Controllability of reaction systems
Sergiu Ivanov (1), Ion Petre (2,3) ((1) IBISC, Universit\'e \'Evry,, Universit\'e Paris-Saclay, France, (2) Department of Mathematics and, Statistics, University of Turku, Finland, (3) National Institute for Research, and Development in Biological Sciences, Romania)

TL;DR
This paper explores the controllability of reaction systems, establishing its computational complexity as PSPACE-hard and illustrating its application through a model of oncogenic signalling.
Contribution
It introduces the concept of controllability for reaction systems, analyzes its computational complexity, and demonstrates its relevance with a biological signalling model.
Findings
Controllability of reaction systems is PSPACE-hard.
A model of oncogenic signalling illustrates the complexity of controlling reaction systems.

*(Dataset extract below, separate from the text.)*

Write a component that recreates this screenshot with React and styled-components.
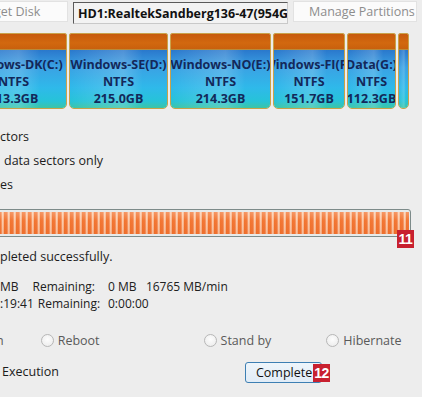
import React from 'react'
import styled, { createGlobalStyle } from 'styled-components';

const Global = createGlobalStyle`
    html, body {
        margin: 0;
        padding: 0;
        background: #ededed;
        overflow: hidden;
    }
    body {
        width: 422px;
        height: 397px;
        font-family: "Open Sans", "Noto Sans", sans-serif;
        font-size: 12px;
        color: #1c1c1c;
    }
`;

const Window = styled.div`
    display: flex;
    flex-direction: column;
    width: 422px;
    height: 397px;
    overflow: hidden;
`;

const TabBar = styled.div`
    display: flex;
    align-items: flex-start;
    gap: 5px;
    margin-top: 1px;
    height: 24px;
    margin-left: -40px;
`;

const Tab = styled.div`
    flex: none;
    box-sizing: border-box;
    width: ${props => props.w}px;
    height: ${props => props.active ? 22 : 21}px;
    margin-top: ${props => props.active ? 1 : 0}px;
    padding-left: ${props => props.pad}px;
    display: flex;
    align-items: center;
    white-space: nowrap;
    overflow: hidden;
    background: ${props => props.active ? '#f3f3f3' : '#fbfbfb'};
    border: 1px solid ${props => props.active ? '#c9c9c9' : '#e2e2e2'};
    border-top-color: ${props => props.active ? '#5a5a5a' : '#e2e2e2'};
    border-left-color: ${props => props.active ? '#5a5a5a' : '#e2e2e2'};
    color: ${props => props.active ? '#111' : '#8d8d8d'};
    font-weight: ${props => props.active ? 700 : 400};
    font-size: 12.5px;
`;

const DiskMap = styled.div`
    display: flex;
    gap: 2px;
    margin-top: 8px;
    height: 76px;
    margin-left: -40px;
`;

const Partition = styled.div`
    flex: none;
    box-sizing: border-box;
    width: ${props => props.w}px;
    display: flex;
    flex-direction: column;
    border: 1px solid #c9a24a;
    border-radius: 2px 2px 5px 5px;
    overflow: hidden;
`;

const PartHead = styled.div`
    height: 15px;
    flex: none;
    background: linear-gradient(180deg, #c75a0c 0%, #d2680f 60%, #c9600d 100%);
    border-bottom: 1px solid #b88a3a;
`;

const PartBody = styled.div`
    flex: 1;
    display: flex;
    flex-direction: column;
    align-items: center;
    justify-content: center;
    padding-top: 4px;
    background:
        linear-gradient(90deg, rgba(255,255,255,0) 0%, rgba(255,255,255,0.18) 55%, rgba(255,255,255,0) 75%),
        linear-gradient(180deg, #2a78cc 0%, #3aa2e4 30%, #2fb9ea 65%, #26c3d8 88%, #3cc4a6 100%);
    color: #13285a;
    font-weight: 700;
    font-size: 12.5px;
    line-height: 17px;
    white-space: nowrap;
`;

const Options = styled.div`
    display: flex;
    flex-direction: column;
    margin-top: 16px;
`;

const OptionLine = styled.div`
    height: ${props => props.h || 24}px;
    line-height: 24px;
    padding-left: ${props => props.indent || 0}px;
    font-size: 12.5px;
`;

const ProgressWrap = styled.div`
    position: relative;
    margin-top: 10px;
    margin-left: -10px;
    width: 421px;
    height: 28px;
    box-sizing: border-box;
    border: 1px solid #7d8b8a;
    border-radius: 3px;
    padding: 2px 1px;
    background: #e6eaea;
`;

const ProgressFill = styled.div`
    height: 100%;
    background:
        linear-gradient(180deg, rgba(255,255,255,0.25) 0%, rgba(255,255,255,0) 40%, rgba(200,60,0,0.12) 100%),
        repeating-linear-gradient(90deg, #f2742e 0px, #f3793a 3px, #f9b48a 4px, #fde3cf 5px, #f58a4c 6px);
`;

const Badge = styled.div`
    position: absolute;
    right: ${props => props.right}px;
    bottom: ${props => props.bottom}px;
    width: 17px;
    height: 18px;
    background: #c8202f;
    color: #fff;
    font-family: "Liberation Sans", Arial, sans-serif;
    font-weight: 700;
    font-size: 14px;
    line-height: 18px;
    text-align: center;
    letter-spacing: -0.5px;
`;

const Status = styled.div`
    margin-top: 12px;
    height: 16px;
    line-height: 16px;
    font-size: 12.5px;
`;

const Stats = styled.div`
    margin-top: 13px;
    display: grid;
    grid-template-columns: 108px auto;
    line-height: 17px;
    font-size: 12px;
    color: #202020;
`;

const StatLead = styled.div`
    display: flex;
    gap: ${props => props.gap}px;
    white-space: nowrap;
`;

const Radios = styled.div`
    display: flex;
    align-items: center;
    margin-top: 20px;
    height: 16px;
    font-size: 12.5px;
    color: #5a5a5a;
`;

const Cut = styled.span`
    margin-left: -4px;
`;

const RadioItem = styled.label`
    display: flex;
    align-items: center;
    gap: 4px;
    margin-left: ${props => props.left}px;
`;

const RadioDot = styled.span`
    width: 11px;
    height: 11px;
    border-radius: 50%;
    border: 1px solid #b7b7b7;
    background: radial-gradient(circle at 50% 40%, #fdfdfd 0%, #e9e9e9 100%);
`;

const BottomRow = styled.div`
    display: flex;
    align-items: center;
    margin-top: 14px;
    height: 21px;
`;

const Label = styled.div`
    padding-left: 2px;
    margin-top: -3px;
    font-size: 12.5px;
    color: #1c1c1c;
`;

const ButtonWrap = styled.div`
    position: relative;
    margin-left: 186px;
`;

const Button = styled.button`
    box-sizing: border-box;
    width: 77px;
    height: 21px;
    border: 1px solid #3d7fb3;
    border-radius: 3px;
    background: linear-gradient(180deg, #eef5fb 0%, #e1ecf6 100%);
    font-family: "Open Sans", "Noto Sans", sans-serif;
    font-size: 12.5px;
    color: #111;
    text-align: left;
    padding: 0 0 0 10px;
`;

const parts = [
    { w: 107, name: 'Windows-DK(C:)', fs: 'NTFS', size: '213.3GB' },
    { w: 99, name: 'Windows-SE(D:)', fs: 'NTFS', size: '215.0GB' },
    { w: 101, name: 'Windows-NO(E:)', fs: 'NTFS', size: '214.3GB' },
    { w: 72, name: 'Windows-FI(F:)', fs: 'NTFS', size: '151.7GB' },
    { w: 49, name: 'Data(G:)', fs: 'NTFS', size: '112.3GB' },
    { w: 11 },
];

const App = () => {
    return (
        <Window>
            <Global />
            <TabBar>
                <Tab w={108} pad={14}>Target Disk</Tab>
                <Tab w={215} pad={4} active>HD1:RealtekSandberg136-47(954GB)</Tab>
                <Tab w={124} pad={15}>Manage Partitions</Tab>
            </TabBar>
            <DiskMap>
                {parts.map((p, i) => (
                    <Partition key={i} w={p.w}>
                        <PartHead />
                        <PartBody>
                            {p.name && <span>{p.name}</span>}
                            {p.fs && <span>{p.fs}</span>}
                            {p.size && <span>{p.size}</span>}
                        </PartBody>
                    </Partition>
                ))}
            </DiskMap>
            <Options>
                <OptionLine>ctors</OptionLine>
                <OptionLine indent={4}>data sectors only</OptionLine>
                <OptionLine h={26}>es</OptionLine>
            </Options>
            <ProgressWrap>
                <ProgressFill />
                <Badge right={-4} bottom={-12}>11</Badge>
            </ProgressWrap>
            <Status>pleted successfully.</Status>
            <Stats>
                <StatLead gap={14}><span>MB</span><span>Remaining:</span></StatLead>
                <span>0 MB&nbsp;&nbsp;&nbsp;16765 MB/min</span>
                <StatLead gap={4}><span>:19:41</span><span>Remaining:</span></StatLead>
                <span>0:00:00</span>
            </Stats>
            <Radios>
                <Cut>n</Cut>
                <RadioItem left={37}><RadioDot />Reboot</RadioItem>
                <RadioItem left={104}><RadioDot />Stand by</RadioItem>
                <RadioItem left={55}><RadioDot />Hibernate</RadioItem>
            </Radios>
            <BottomRow>
                <Label>Execution</Label>
                <ButtonWrap>
                    <Button>Complete</Button>
                    <Badge right={-8} bottom={1}>12</Badge>
                </ButtonWrap>
            </BottomRow>
        </Window>
    )
}

export default App;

The study extends control theory concepts to biological reaction networks.
Abstract
Controlling a dynamical system is the ability of changing its configuration arbitrarily through a suitable choice of inputs. It is a very well studied concept in control theory, with wide ranging applications in medicine, biology, social sciences, engineering. We introduce in this article the concept of controllability of reaction systems as the ability of transitioning between any two states through a suitable choice of context sequences. We show that the problem is PSPACE-hard. We also introduce a model of oncogenic signalling based on reaction systems and use it to illustrate the intricacies of the controllability of reaction systems.